The return type and class are deduced. This avoids the additional noise of
``void (Pet::*)()`` as seen in the raw cast. If a function is overloaded based
on constness, the ``py::const_`` tag should be used:
.. code-block:: cpp
struct Widget {
int foo(int x, float y);
int foo(int x, float y) const;
};
py::class_<Widget>(m, "Widget")
.def("foo_mutable", py::overload_cast<int, float>(&Widget::foo))
.def("foo_const", py::overload_cast<int, float>(&Widget::foo, py::const_));
.. [#cpp14] A compiler which supports the ``-std=c++14`` flag
or Visual Studio 2015 Update 2 and newer.
.. note::
To define multiple overloaded constructors, simply declare one after the
other using the ``.def(py::init<...>())`` syntax. The existing machinery
for specifying keyword and default arguments also works.
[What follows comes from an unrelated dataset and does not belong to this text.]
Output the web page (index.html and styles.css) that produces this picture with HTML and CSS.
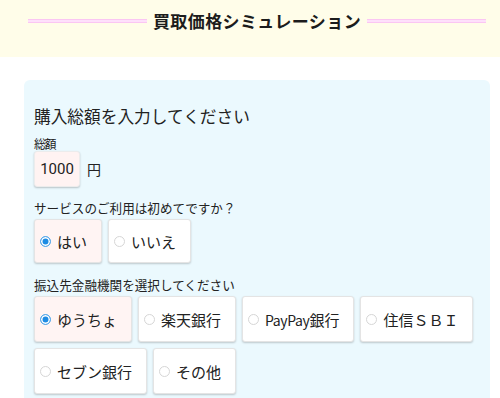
FILE: index.html
```html
<!DOCTYPE html>
<html lang="ja">
<head>
<meta charset="utf-8">
<title>買取価格シミュレーション</title>
<link rel="stylesheet" href="styles.css">
</head>
<body>
<header class="hero">
  <span class="rule"></span>
  <h1 class="title">買取価格シミュレーション</h1>
  <span class="rule"></span>
</header>
<main class="card">
  <h2 class="heading">購入総額を入力してください</h2>
  <div class="field-label">総額</div>
  <div class="amount-row">
    <input class="amount" type="text" value="1000">
    <span class="unit">円</span>
  </div>
  <div class="q-label">サービスのご利用は初めてですか？</div>
  <div class="options">
    <label class="opt checked"><input type="radio" name="first" checked><span>はい</span></label>
    <label class="opt"><input type="radio" name="first"><span>いいえ</span></label>
  </div>
  <div class="q-label q-bank">振込先金融機関を選択してください</div>
  <div class="options banks">
    <label class="opt checked"><input type="radio" name="bank" checked><span>ゆうちょ</span></label>
    <label class="opt"><input type="radio" name="bank"><span>楽天銀行</span></label>
    <label class="opt"><input type="radio" name="bank"><span><span class="latin">PayPay</span>銀行</span></label>
    <label class="opt"><input type="radio" name="bank"><span>住信ＳＢＩ</span></label>
    <label class="opt"><input type="radio" name="bank"><span>セブン銀行</span></label>
    <label class="opt"><input type="radio" name="bank"><span>その他</span></label>
  </div>
</main>
</body>
</html>
```
FILE: styles.css
```css
html, body {
  margin: 0;
  padding: 0;
  background: #ffffff;
  font-family: "Noto Sans CJK JP", "Noto Sans", sans-serif;
  color: #222222;
}

.hero {
  height: 57px;
  background: #fffde9;
  display: flex;
  align-items: flex-start;
  padding: 9px 14px 0 28px;
  box-sizing: border-box;
  gap: 6px;
}

.rule {
  flex: 1;
  height: 2px;
  margin-top: 10px;
  border-top: 1px solid #fbc6f3;
  border-bottom: 1px solid #fbc6f3;
  background: #fee0fb;
}

.title {
  margin: 0;
  font-size: 17px;
  font-weight: 700;
  line-height: 24px;
  letter-spacing: 0.4px;
  color: #1c1c1c;
}

.card {
  margin: 23px 10px 0 24px;
  background: #ebf9fe;
  border-radius: 6px;
  padding: 25px 10px 10px 10px;
  min-height: 320px;
  box-sizing: border-box;
}

.heading {
  margin: 0;
  font-size: 16.7px;
  font-weight: 400;
  line-height: 22px;
  color: #222;
}

.field-label {
  margin-top: 9px;
  font-size: 12px;
  line-height: 15px;
  letter-spacing: -1.5px;
}

.amount-row {
  display: flex;
  align-items: center;
  gap: 7px;
  margin-top: 0;
}

.amount {
  width: 46px;
  height: 36px;
  box-sizing: border-box;
  border: 1px solid #ececec;
  border-radius: 3px;
  background: #fff3f2;
  box-shadow: 0 1px 2px rgba(0, 0, 0, 0.22);
  font-family: "Roboto", "Noto Sans", sans-serif;
  font-size: 15px;
  color: #222;
  text-align: center;
  padding: 0;
}

.unit {
  font-size: 14px;
}

.q-label {
  margin-top: 13px;
  font-size: 12.6px;
  line-height: 16px;
}

.q-bank {
  margin-top: 14px;
}

.options {
  display: flex;
  flex-wrap: wrap;
  gap: 6px 6px;
  margin-top: 3px;
}

.opt {
  display: flex;
  align-items: center;
  gap: 6px;
  height: 44px;
  box-sizing: border-box;
  padding: 0 14px 0 5px;
  background: #ffffff;
  border: 1px solid #e4e4e4;
  border-radius: 3px;
  box-shadow: 0 1px 2px rgba(0, 0, 0, 0.2);
  font-size: 15px;
}

.banks .opt {
  height: 46px;
}

.opt.checked {
  background: #fff4f3;
}

.latin {
  font-size: 14px;
  letter-spacing: -0.4px;
}

.opt input {
  appearance: none;
  -webkit-appearance: none;
  margin: 0;
  width: 11px;
  height: 11px;
  border-radius: 50%;
  border: 1px solid #d6d6d6;
  background: #ffffff;
  flex: none;
}

.opt input:checked {
  border: 1px solid #5aaaea;
  background: #1d8be3;
  box-shadow: inset 0 0 0 1.5px #ffffff;
}
```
Enumerations and internal types
===============================
Let's now suppose that the example class contains an internal enumeration type,
e.g.:
.. code-block:: cpp
struct Pet {
enum Kind {
Dog = 0,
Cat
};
Pet(const std::string &name, Kind type) : name(name), type(type) { }
std::string name;
Kind type;
};
The binding code for this example looks as follows:
.. code-block:: cpp
py::class_<Pet> pet(m, "Pet");
pet.def(py::init<const std::string &, Pet::Kind>())
.def_readwrite("name", &Pet::name)
.def_readwrite("type", &Pet::type);
py::enum_<Pet::Kind>(pet, "Kind")
.value("Dog", Pet::Kind::Dog)
.value("Cat", Pet::Kind::Cat)
.export_values();
To ensure that the ``Kind`` type is created within the scope of ``Pet``, the
``pet`` :class:`class_` instance must be supplied to the :class:`enum_`.
constructor. The :func:`enum_::export_values` function exports the enum entries
into the parent scope, which should be skipped for newer C++11-style strongly
typed enums.
.. code-block:: pycon
>>> p = Pet('Lucy', Pet.Cat)
>>> p.type
Kind.Cat
>>> int(p.type)
1L
The entries defined by the enumeration type are exposed in the ``__members__`` property:
.. code-block:: pycon
>>> Pet.Kind.__members__
{'Dog': Kind.Dog, 'Cat': Kind.Cat}
.. note::
When the special tag ``py::arithmetic()`` is specified to the ``enum_``
constructor, pybind11 creates an enumeration that also supports rudimentary
arithmetic and bit-level operations like comparisons, and, or, xor, negation,
etc.
.. code-block:: cpp
py::enum_<Pet::Kind>(pet, "Kind", py::arithmetic())
...
By default, these are omitted to conserve space.